Saturday, December 5, 2009

My Holiday Epiphany (Traditions and Hard Work)

I am a strictly practical person (practically to a fault, he he!). I don't like to decorate, because it always feels like so much work for what you get out of it. I don't use serving platters, because the pans the food was cooked in seem just as good to me. And I don't send Christmas cards, because I am either going to see you at Christmas, or I will never see you again, and in either case, I just can't summon the energy necessary to send the card. But I was given an insight into the meaning of traditions as I was making homemade pierogi for Thanksgiving.

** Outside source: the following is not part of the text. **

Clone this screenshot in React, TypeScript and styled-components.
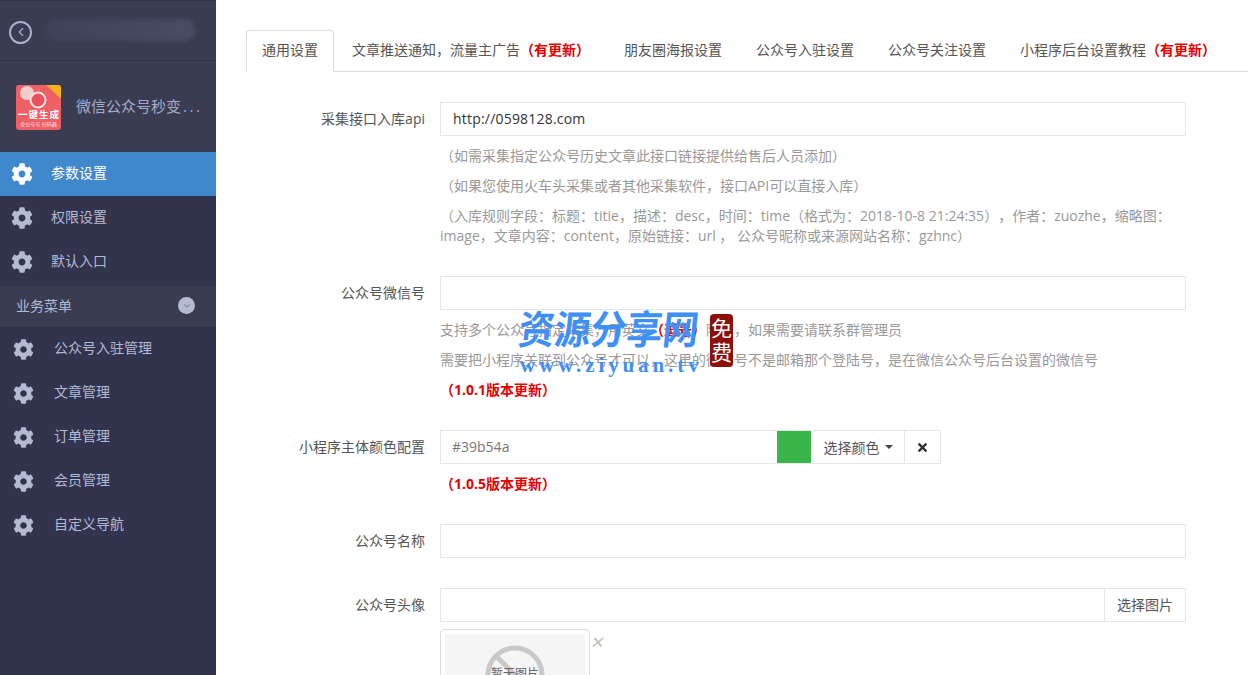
import React from 'react';
import styled, { createGlobalStyle } from 'styled-components';
import { FaCog, FaTimes } from 'react-icons/fa';
import { ChevronDown, ChevronLeft } from 'lucide-react';

const GlobalStyle = createGlobalStyle`
  html, body {
    margin: 0;
    height: 100%;
    overflow: hidden;
    background: #fff;
  }
  body {
    font-family: "Open Sans", "Noto Sans CJK SC", sans-serif;
    font-size: 14px;
    color: #555;
    text-spacing-trim: space-all;
  }
  * { box-sizing: border-box; }
`;

const MAIN_MENU = [
  { label: '参数设置', active: true },
  { label: '权限设置' },
  { label: '默认入口' },
];

const BUSINESS_MENU = ['公众号入驻管理', '文章管理', '订单管理', '会员管理', '自定义导航'];

const TABS = [
  { label: '通用设置', active: true },
  { label: '文章推送通知，流量主广告', update: true },
  { label: '朋友圈海报设置' },
  { label: '公众号入驻设置' },
  { label: '公众号关注设置' },
  { label: '小程序后台设置教程', update: true },
];

const AppLogo = () => (
  <LogoBox>
    <svg width="45" height="45" viewBox="0 0 45 45">
      <rect width="45" height="45" rx="3" fill="#ee5f66" />
      <path d="M30 0H42Q45 0 45 3V14Z" fill="#f5b21f" />
      <circle cx="11" cy="8" r="7" fill="#f2cccc" />
      <circle cx="22" cy="15" r="7.5" fill="#e9535b" stroke="#f6e4e4" strokeWidth="2" />
      <text x="23" y="33" textAnchor="middle" fontSize="9.5" fontWeight="700" letterSpacing="1" fill="#fff">一键生成</text>
      <text x="22.5" y="41" textAnchor="middle" fontSize="5" fill="#ffe6e6">全公号号 扫码器</text>
    </svg>
  </LogoBox>
);

const BlockedImage = () => (
  <svg width="60" height="60" viewBox="0 0 60 60">
    <circle cx="30" cy="30" r="27" fill="none" stroke="#c9c9c9" strokeWidth="5" />
    <path d="M11 11L49 49" stroke="#c9c9c9" strokeWidth="5" />
  </svg>
);

const App = () => (
  <>
    <GlobalStyle />
    <Page>
      <Sidebar>
        <TopBar>
          <BackButton>
            <ChevronLeft size={14} strokeWidth={2} />
          </BackButton>
          <BlurredTitle />
        </TopBar>
        <AppInfo>
          <AppLogo />
          <AppName>
            微信公众号秒变<Dots>...</Dots>
          </AppName>
        </AppInfo>
        <MainMenu>
          {MAIN_MENU.map((item) => (
            <MenuItem key={item.label} $active={item.active}>
              <FaCog size={22} />
              <span>{item.label}</span>
            </MenuItem>
          ))}
        </MainMenu>
        <GroupHeader>
          <span>业务菜单</span>
          <GroupToggle>
            <ChevronDown size={10} strokeWidth={1.5} />
          </GroupToggle>
        </GroupHeader>
        {BUSINESS_MENU.map((label) => (
          <SubItem key={label}>
            <FaCog size={21} />
            <span>{label}</span>
          </SubItem>
        ))}
      </Sidebar>

      <Main>
        <TabBar>
          {TABS.map((tab) => (
            <Tab key={tab.label} $active={tab.active}>
              {tab.label}
              {tab.update && <Red>（有更新）</Red>}
            </Tab>
          ))}
        </TabBar>

        <Form>
          <Row>
            <Label>采集接口入库api</Label>
            <Field>
              <Input>http://0598128.com</Input>
              <Help>（如需采集指定公众号历史文章此接口链接提供给售后人员添加）</Help>
              <Help>（如果您使用火车头采集或者其他采集软件，接口API可以直接入库）</Help>
              <Help>
                （入库规则字段：标题：titie，描述：desc，时间：time（格式为：2018-10-8 21:24:35），作者：zuozhe，缩略图：image，文章内容：content，原始链接：url ， 公众号昵称或来源网站名称：gzhnc）
              </Help>
            </Field>
          </Row>

          <Row>
            <Label>公众号微信号</Label>
            <Field>
              <Input />
              <Help>
                支持多个公众号指定采集，用英文<Red>（逗号）</Red>隔开，如果需要请联系群管理员
              </Help>
              <Help>需要把小程序关联到公众号才可以，这里的微信号不是邮箱那个登陆号，是在微信公众号后台设置的微信号</Help>
              <Help>
                <Red>（1.0.1版本更新）</Red>
              </Help>
            </Field>
          </Row>

          <Row>
            <Label>小程序主体颜色配置</Label>
            <Field>
              <ColorGroup>
                <ColorInput>#39b54a</ColorInput>
                <ColorSwatch />
                <AddonButton>
                  选择颜色
                  <Caret />
                </AddonButton>
                <ClearButton>
                  <FaTimes size={13} />
                </ClearButton>
              </ColorGroup>
              <Help>
                <Red>（1.0.5版本更新）</Red>
              </Help>
            </Field>
          </Row>

          <Row>
            <Label>公众号名称</Label>
            <Field>
              <Input />
            </Field>
          </Row>

          <Row>
            <Label>公众号头像</Label>
            <Field>
              <ImageGroup>
                <ImagePath />
                <ImageButton>选择图片</ImageButton>
              </ImageGroup>
              <PreviewWrap>
                <Preview>
                  <PreviewInner>
                    <BlockedImage />
                    <PreviewText>暂无图片</PreviewText>
                  </PreviewInner>
                </Preview>
                <RemoveMark>×</RemoveMark>
              </PreviewWrap>
            </Field>
          </Row>
        </Form>

        <Watermark>
          <WatermarkTitle>资源分享网</WatermarkTitle>
          <WatermarkUrl>www.ziyuan.tv</WatermarkUrl>
          <Seal>免费</Seal>
        </Watermark>
      </Main>
    </Page>
  </>
);

export default App;

const Page = styled.div`
  display: flex;
  width: 1248px;
  height: 675px;
  overflow: hidden;
`;

const Sidebar = styled.aside`
  flex: 0 0 216px;
  background: #32344e;
  color: #b4bad2;
`;

const TopBar = styled.div`
  display: flex;
  align-items: center;
  gap: 13px;
  height: 61px;
  padding: 3px 9px 0;
  background: #3a3c51;
  border-top: 1px solid #2f3147;
  border-bottom: 1px solid #2f3147;
`;

const BackButton = styled.div`
  display: flex;
  align-items: center;
  justify-content: center;
  width: 23px;
  height: 23px;
  border: 2px solid #a9b0cc;
  border-radius: 50%;
  color: #a9b0cc;
`;

const BlurredTitle = styled.div`
  width: 150px;
  height: 22px;
  margin-top: -5px;
  background: linear-gradient(90deg, #3f4159, #4a4c64);
  border-radius: 10px;
  filter: blur(2px);
`;

const AppInfo = styled.div`
  display: flex;
  align-items: center;
  gap: 15px;
  height: 91px;
  padding: 2px 0 0 16px;
  background: #3a3c51;
`;

const LogoBox = styled.div`
  width: 45px;
  height: 45px;
  font-size: 0;
`;

const AppName = styled.div`
  padding-bottom: 5px;
  font-size: 15px;
  color: #a4abc8;
  white-space: nowrap;
`;

const Dots = styled.span`
  margin-left: 2px;
  letter-spacing: 2.5px;
`;

const MainMenu = styled.div`
  padding-bottom: 2px;
`;

const MenuItem = styled.div<{ $active?: boolean }>`
  display: flex;
  align-items: center;
  gap: 18px;
  height: 44px;
  padding-left: 11px;
  font-size: 14px;
  color: ${({ $active }) => ($active ? '#fff' : '#b4bad2')};
  background: ${({ $active }) => ($active ? '#3f88cc' : 'transparent')};

  span {
    margin-bottom: 5px;
  }
`;

const GroupHeader = styled.div`
  display: flex;
  align-items: center;
  justify-content: space-between;
  height: 41px;
  padding: 0 21px 0 16px;
  background: #3a3c51;
  font-size: 14px;
  color: #b4bad2;

  span {
    margin-bottom: 4px;
  }
`;

const GroupToggle = styled.div`
  display: flex;
  align-items: center;
  justify-content: center;
  width: 17px;
  height: 17px;
  margin-bottom: 2px;
  border-radius: 50%;
  background: #b4bad2;
  color: #3a3c51;
`;

const SubItem = styled.div`
  display: flex;
  align-items: center;
  gap: 20px;
  height: 44px;
  padding-left: 13px;
  font-size: 14px;
  color: #b4bad2;

  span {
    margin-bottom: 5px;
  }
`;

const Main = styled.main`
  position: relative;
  flex: 1;
  min-width: 0;
  padding: 30px 0 0 30px;
`;

const TabBar = styled.div`
  display: flex;
  height: 42px;
  border-bottom: 1px solid #ddd;
`;

const Tab = styled.div<{ $active?: boolean }>`
  height: ${({ $active }) => ($active ? '42px' : '41px')};
  padding: 0 15px;
  margin-right: 2px;
  line-height: 37px;
  font-size: 14px;
  color: #555;
  white-space: nowrap;
  background: #fff;
  border: 1px solid ${({ $active }) => ($active ? '#ddd' : 'transparent')};
  border-bottom-color: ${({ $active }) => ($active ? '#fff' : 'transparent')};
  border-radius: 4px 4px 0 0;
`;

const Red = styled.span`
  font-weight: 700;
  color: #e60000;
`;

const Form = styled.div`
  display: flex;
  flex-direction: column;
  gap: 30px;
  padding-top: 30px;
`;

const Row = styled.div`
  display: grid;
  grid-template-columns: 179px 746px;
  column-gap: 15px;
`;

const Label = styled.label`
  padding-top: 7px;
  line-height: 20px;
  font-size: 14px;
  text-align: right;
  color: #555;
`;

const Field = styled.div`
  min-width: 0;
`;

const Input = styled.div`
  height: 34px;
  padding: 0 12px;
  line-height: 32px;
  font-size: 14px;
  letter-spacing: 0.2px;
  color: #333;
  border: 1px solid #e5e6e7;
`;

const Help = styled.p`
  margin: 10px 0 0;
  line-height: 20px;
  font-size: 14px;
  color: #999;
`;

const ColorGroup = styled.div`
  display: flex;
  width: 501px;
  height: 34px;
  border: 1px solid #e5e6e7;
`;

const ColorInput = styled.div`
  width: 336px;
  padding: 0 11px;
  line-height: 32px;
  color: #777;
`;

const ColorSwatch = styled.div`
  width: 34px;
  background: #39b54a;
`;

const AddonButton = styled.div`
  display: flex;
  align-items: center;
  justify-content: center;
  gap: 5px;
  width: 94px;
  padding: 0 0 1px 1px;
  color: #555;
  border-right: 1px solid #e5e6e7;
`;

const Caret = styled.span`
  width: 0;
  height: 0;
  border-top: 4px solid #444;
  border-left: 4px solid transparent;
  border-right: 4px solid transparent;
`;

const ClearButton = styled.div`
  display: flex;
  flex: 1;
  align-items: center;
  justify-content: center;
  color: #333;
`;

const ImageGroup = styled.div`
  display: flex;
  height: 34px;
  border: 1px solid #e5e6e7;
`;

const ImagePath = styled.div`
  flex: 1;
`;

const ImageButton = styled.div`
  width: 81px;
  line-height: 32px;
  text-align: center;
  color: #555;
  border-left: 1px solid #e5e6e7;
`;

const PreviewWrap = styled.div`
  position: relative;
  width: 150px;
  margin-top: 7px;
`;

const Preview = styled.div`
  height: 150px;
  padding: 4px;
  border: 1px solid #ddd;
  border-radius: 4px;
`;

const PreviewInner = styled.div`
  position: relative;
  display: flex;
  justify-content: center;
  height: 140px;
  padding-top: 11px;
  background: #f5f5f5;
`;

const PreviewText = styled.span`
  position: absolute;
  top: 30px;
  left: 0;
  right: 0;
  text-align: center;
  font-size: 12px;
  color: #666;
`;

const RemoveMark = styled.span`
  position: absolute;
  top: 0;
  right: -15px;
  font-size: 22px;
  line-height: 24px;
  color: #bbb;
  transform: skewX(-12deg);
`;

const Watermark = styled.div`
  position: absolute;
  left: 303px;
  top: 298px;
  width: 220px;
  height: 80px;
`;

const WatermarkTitle = styled.div`
  position: absolute;
  left: 0;
  top: 2px;
  font-size: 36px;
  line-height: 52px;
  font-weight: 700;
  font-family: "Noto Sans CJK SC", sans-serif;
  color: #3f90f5;
  white-space: nowrap;
  transform: skewX(-6deg) scaleY(1.1);
`;

const WatermarkUrl = styled.div`
  position: absolute;
  left: 1px;
  top: 55px;
  font-family: "Liberation Serif", serif;
  font-size: 21px;
  line-height: 24px;
  font-weight: 700;
  letter-spacing: 3.9px;
  color: #3f90f5;
  white-space: nowrap;
`;

const Seal = styled.div`
  position: absolute;
  left: 191px;
  top: 16px;
  width: 23px;
  height: 53px;
  padding-top: 2px;
  background: #8c0f0a;
  border-radius: 4px;
  font-size: 21px;
  line-height: 24px;
  text-align: center;
  color: #fff;
  word-break: break-all;
`;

I come from a Polish-American family. My great grandparents arrived in this great nation around the turn of the 20th century. I grew up calling my grandparents Dzia Dzia (grandpa) and Busia (grandma) and hearing them speak Polish. I loved them dearly, and I have done family history research on their families in Poland. One of the few traditions that have stuck is the making of homemade pierogi. It takes most of the day to make, and is physically taxing, but the result is scrumptious. My husband, as my practical other half, is quite puzzled by the tradition, as he just cannot see how they are any better than a peanut butter and jelly sandwich.

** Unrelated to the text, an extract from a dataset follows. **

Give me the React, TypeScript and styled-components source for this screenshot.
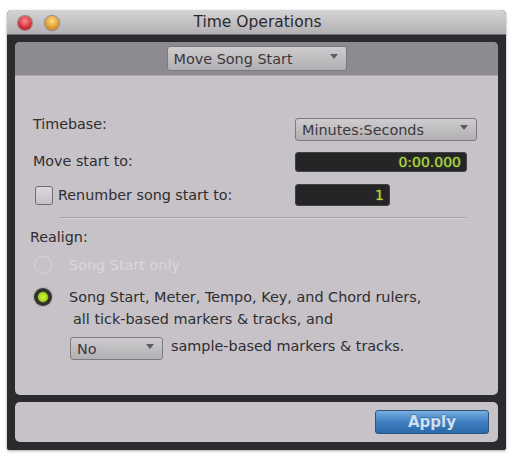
import React from "react";
import styled, { createGlobalStyle } from "styled-components";

const Global = createGlobalStyle`
  html, body { margin: 0; padding: 0; background: #ffffff; }
  body { font-family: "DejaVu Sans", "Liberation Sans", sans-serif; }
`;

const Page = styled.div`
  width: 510px;
  height: 454px;
  padding: 10px 0 0 7px;
  box-sizing: border-box;
`;

const Window = styled.div`
  width: 499px;
  height: 440px;
  background: #2b2a2e;
  border-radius: 5px 5px 2px 2px;
  display: flex;
  flex-direction: column;
  overflow: hidden;
  box-shadow: 0 1px 3px rgba(0,0,0,0.35);
`;

const TitleBar = styled.div`
  height: 25px;
  flex: none;
  position: relative;
  display: flex;
  align-items: center;
  justify-content: center;
  background: linear-gradient(#d6d3d7, #b3b0b4);
  border-bottom: 1px solid #6e6b70;
  box-sizing: border-box;
`;

const Lights = styled.div`
  position: absolute;
  left: 11px;
  top: 6px;
  display: flex;
  gap: 13px;
`;

const Light = styled.span<{ $c1: string; $c2: string }>`
  width: 14px;
  height: 14px;
  border-radius: 50%;
  background: radial-gradient(circle at 50% 35%, ${(p) => p.$c1} 0%, ${(p) => p.$c2} 70%);
  box-shadow: 0 0 0 1px rgba(90, 60, 40, 0.45);
`;

const Title = styled.div`
  font-size: 15.5px;
  color: #2a2a2a;
  margin-left: 2px;
`;

const Body = styled.div`
  flex: 1;
  display: flex;
  flex-direction: column;
  gap: 7px;
  padding: 7px 8px 8px 8px;
`;

const Panel = styled.div`
  height: 353px;
  border-radius: 5px;
  overflow: hidden;
  display: flex;
  flex-direction: column;
  background: #c6c2c7;
`;

const PanelHeader = styled.div`
  height: 34px;
  background: #8e8b90;
  display: flex;
  align-items: center;
  justify-content: center;
  border-bottom: 1px solid #a9a6ab;
  box-sizing: border-box;
`;

const Select = styled.div<{ $w: number; $h: number }>`
  width: ${(p) => p.$w}px;
  height: ${(p) => p.$h}px;
  box-sizing: border-box;
  border: 1px solid #7d7a7f;
  border-radius: 3px;
  background: linear-gradient(#cfccd0, #b2afb3);
  display: flex;
  align-items: center;
  justify-content: space-between;
  padding: 0 8px 0 6px;
  font-size: 14.4px;
  color: #3a383b;
  flex: none;
`;

const Arrow = styled.span`
  width: 0;
  height: 0;
  border-left: 4px solid transparent;
  border-right: 4px solid transparent;
  border-top: 5px solid #5f5c61;
  margin-top: -5px;
`;

const Content = styled.div`
  flex: 1;
  padding: 42px 30px 0 18px;
  display: flex;
  flex-direction: column;
`;

const FormRow = styled.div<{ $h: number; $mt: number }>`
  height: ${(p) => p.$h}px;
  margin-top: ${(p) => p.$mt}px;
  display: grid;
  grid-template-columns: 262px 1fr;
  align-items: center;
`;

const Label = styled.div<{ $dy?: number }>`
  font-size: 14.3px;
  color: #2f2d30;
  display: flex;
  align-items: center;
  gap: 5px;
  margin-top: ${(p) => p.$dy ?? 0}px;
`;

const Check = styled.span`
  width: 18px;
  height: 19px;
  box-sizing: border-box;
  border: 1px solid #6f6c71;
  border-radius: 3px;
  background: linear-gradient(#dcd9dd, #c4c1c5);
  margin-left: 2px;
`;

const Field = styled.div<{ $w: number; $h: number }>`
  width: ${(p) => p.$w}px;
  height: ${(p) => p.$h}px;
  box-sizing: border-box;
  background: #252426;
  border: 1px solid #414043;
  border-radius: 3px;
  color: #b2e043;
  font-size: 14px;
  display: flex;
  align-items: center;
  justify-content: flex-end;
  padding-right: 5px;
  text-shadow: 0 0 2px rgba(170, 230, 60, 0.5);
`;

const Separator = styled.div`
  height: 1px;
  margin: 11px 2px 0 27px;
  background: #a6a3a8;
  border-bottom: 1px solid #d3d0d4;
`;

const Section = styled.div`
  margin-top: 10px;
  margin-left: -3px;
  font-size: 14.3px;
  color: #2f2d30;
`;

const RadioRow = styled.div<{ $mt: number; $disabled?: boolean }>`
  margin-top: ${(p) => p.$mt}px;
  display: flex;
  align-items: center;
  gap: 17px;
  font-size: 14.4px;
  color: ${(p) => (p.$disabled ? "#dad7db" : "#2f2d30")};
  margin-left: 1px;
`;

const Radio = styled.span<{ $on?: boolean }>`
  width: 18px;
  height: 18px;
  border-radius: 50%;
  box-sizing: border-box;
  flex: none;
  ${(p) =>
    p.$on
      ? `background: radial-gradient(circle, #d2f53f 0%, #a4d61e 34%, #2c2e28 46%, #3d3d3b 100%);
         box-shadow: 0 0 2px rgba(0,0,0,0.4);`
      : `border: 1.5px solid #d9d6da; background: transparent;`}
`;

const TextLine = styled.div<{ $mt: number; $ml: number }>`
  margin-top: ${(p) => p.$mt}px;
  margin-left: ${(p) => p.$ml}px;
  font-size: 14.4px;
  color: #2f2d30;
  display: flex;
  align-items: center;
  gap: 8px;
`;

const SideText = styled.span`
  margin-top: -6px;
`;

const Footer = styled.div`
  height: 40px;
  border-radius: 5px;
  background: #c6c2c7;
  display: flex;
  align-items: center;
  justify-content: flex-end;
  padding-right: 9px;
`;

const ApplyButton = styled.button`
  width: 114px;
  height: 24px;
  border-radius: 3px;
  border: 1px solid #2d5378;
  background: linear-gradient(#78ade0 0%, #3d7ec0 50%, #2c69a9 100%);
  color: #cfe0f1;
  font-family: "DejaVu Sans", "Liberation Sans", sans-serif;
  font-size: 15px;
  font-weight: bold;
  padding: 0;
  text-shadow: 0 -1px 0 rgba(0,0,0,0.25);
`;

export default function App() {
  return (
    <>
      <Global />
      <Page>
        <Window>
          <TitleBar>
            <Lights>
              <Light $c1="#ff8a8f" $c2="#c8202c" />
              <Light $c1="#ffe08a" $c2="#d8901c" />
            </Lights>
            <Title>Time Operations</Title>
          </TitleBar>
          <Body>
            <Panel>
              <PanelHeader>
                <Select $w={180} $h={25}>
                  <span>Move Song Start</span>
                  <Arrow />
                </Select>
              </PanelHeader>
              <Content>
                <FormRow $h={23} $mt={0}>
                  <Label $dy={-11}>Timebase:</Label>
                  <Select $w={182} $h={23}>
                    <span>Minutes:Seconds</span>
                    <Arrow />
                  </Select>
                </FormRow>
                <FormRow $h={20} $mt={11}>
                  <Label $dy={-3}>Move start to:</Label>
                  <Field $w={172} $h={20}>0:00.000</Field>
                </FormRow>
                <FormRow $h={22} $mt={12}>
                  <Label>
                    <Check />
                    Renumber song start to:
                  </Label>
                  <Field $w={95} $h={22}>1</Field>
                </FormRow>
                <Separator />
                <Section>Realign:</Section>
                <RadioRow $mt={11} $disabled>
                  <Radio />
                  <span>Song Start only</span>
                </RadioRow>
                <RadioRow $mt={14}>
                  <Radio $on />
                  <span>Song Start, Meter, Tempo, Key, and Chord rulers,</span>
                </RadioRow>
                <TextLine $mt={5} $ml={40}>all tick-based markers &amp; tracks, and</TextLine>
                <TextLine $mt={10} $ml={37}>
                  <Select $w={93} $h={23}>
                    <span>No</span>
                    <Arrow />
                  </Select>
                  <SideText>sample-based markers &amp; tracks.</SideText>
                </TextLine>
              </Content>
            </Panel>
            <Footer>
              <ApplyButton>Apply</ApplyButton>
            </Footer>
          </Body>
        </Window>
      </Page>
    </>
  );
}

As I was making the pierogi, I was well aware of the time commitment, which this year was lengthened by the presenced of Cricket, our 21-month old. (My husband tried to keep him occupied, but Cricket just could not stand the thought of leaving mom alone for the length of time needed.) But I realized that although it was going to take up most of my day, and my back was going to hurt by the end of it, I did not feel like I was working. I just thought of how grateful my mother was when I was old enough to help make them. I thought about how she learned from her father how to make the pierogi, because her mother was sickly her whole life and could not do it. I remembered how all of us--aunts, uncles, cousins--always were together for the holidays when I was a child. There was so much of nostalgia tied up in this activity that all those good feelings cancelled out any dread of the work to be done.

I knew that traditions could bind families together through the generations, which is why I have tried to keep them alive. But in that moment, I learned something else, too. The difficulty of hard work is removed when good feelings are associated with it. When I harp on Grasshopper to separate the laundry, it is hard work and takes forever. But when I jump in, and we do it together, it is pleasant for her. I recently made this change, and now she looks forward to doing laundry together. She has even started to beg me to let her help with other things. So by giving her an extra ten minutes of my time, I am ending up with a child who loves to help. And I am not really sacrificing ten minutes, because I probably spent that much time getting her to do her job in the first place. It is my desire that when she is grown, doing laundry will not be the chore for her that it is for me, because I hope that doing it will remind her of sweet and pleasant times working together.


  1. Hello Tracy,

    I am enjoying your blog. Traditions are on my mind as well right now--I had hoped to start some new family traditions this Christmas season, and was disappointed that morning sickness seemed to be sapping all my energy! I'm finally starting to feel better, and look forward to the rest of the Christmas season!
    By the way, I saw your comments on TAGMAX and came by to visit because the name of your blog suggested you might also be LDS :-)

  2. Paula,

    Thanks so much for stopping by my blog. I am glad that you are feeling better and hope that you will have a great Christmas!

    I am glad you were able to get the LDS reference in my blog address. It is one of the reasons that chose it. ;-)

  3. I happened upon your blog for the same reason as Paula. Which law school did you go to? (I'm a BYU law grad.)

  4. CT, I went to Loyola University-Chicago. Are you working? Homeschooling? Both?